Greedy Algorithm for Interval Scheduling Problem

What is a Greedy Algorithm? A greedy algorithm can be considered a special case of dynamic programming. Compared to dynamic programming, using a greedy algorithm requires meeting more conditions (greedy choice property), but it is more efficient.

For example, if a problem requires exponential time with a brute-force approach, using dynamic programming to eliminate overlapping subproblems can reduce it to polynomial time. If it satisfies the greedy choice property, the time complexity can be further reduced to linear.

What is the greedy choice property? Simply put, it means making a locally optimal choice at each step, which leads to a globally optimal result. Note that this is a special property and only a subset of problems possess it.
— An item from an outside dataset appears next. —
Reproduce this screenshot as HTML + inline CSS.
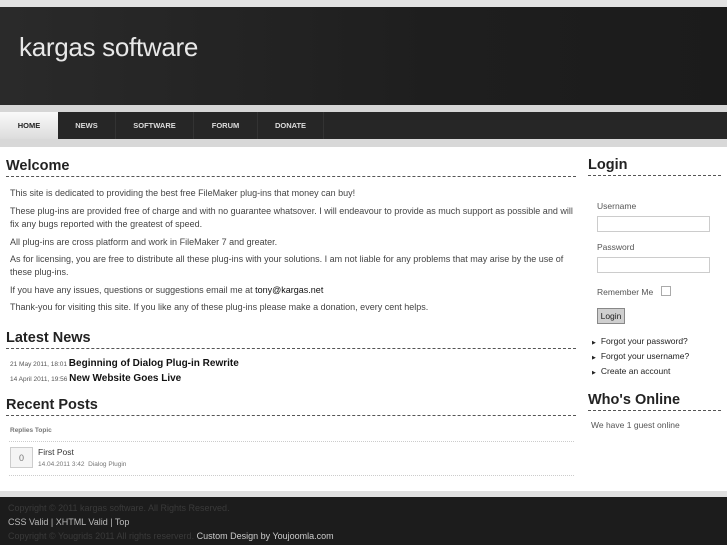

For instance, if you have 100 RMB notes in front of you and you can only take ten, how do you maximize the total value? Obviously, by always choosing the note with the highest value among the remaining ones, your final selection will be optimal.

However, most problems clearly do not have the greedy choice property. For example, in the card game "Dou Di Zhu," if the opponent plays a pair of threes, the greedy strategy would be to play the smallest card that beats it. But in reality, you might even play a pair of kings. In such cases, a greedy algorithm won't work, and you need to use dynamic programming instead, as discussed in the previous article Dynamic Programming for Game Theory.

I. Problem Overview

Getting back on track, this article solves a classic greedy algorithm problem called Interval Scheduling, which is also LeetCode problem #435 "Non-overlapping Intervals":

You are given many closed intervals of the form [start, end]. Your task is to design an algorithm to determine the maximum number of non-overlapping intervals.

int intervalSchedule(int[][] intvs);

int intervalSchedule(vector<vector<int>>& intvs);

def intervalSchedule(intvs: List[List[int]]) -> int:

func intervalSchedule(intvs [][]int) int

var intervalSchedule = function(intvs) {}

For example, given intvs = [[1,3], [2,4], [3,6]], the maximum number of intervals that do not overlap is 2, specifically [[1,3], [3,6]]. Your algorithm should return 2. Note that intervals with the same boundary are not considered overlapping.

This problem has wide applications in real life. For instance, if you have several events today, each represented by an interval [start, end] indicating the start and end times, how many events can you attend at most? Obviously, you cannot attend two events at the same time, so this problem is essentially about finding the maximum subset of these time intervals that do not overlap.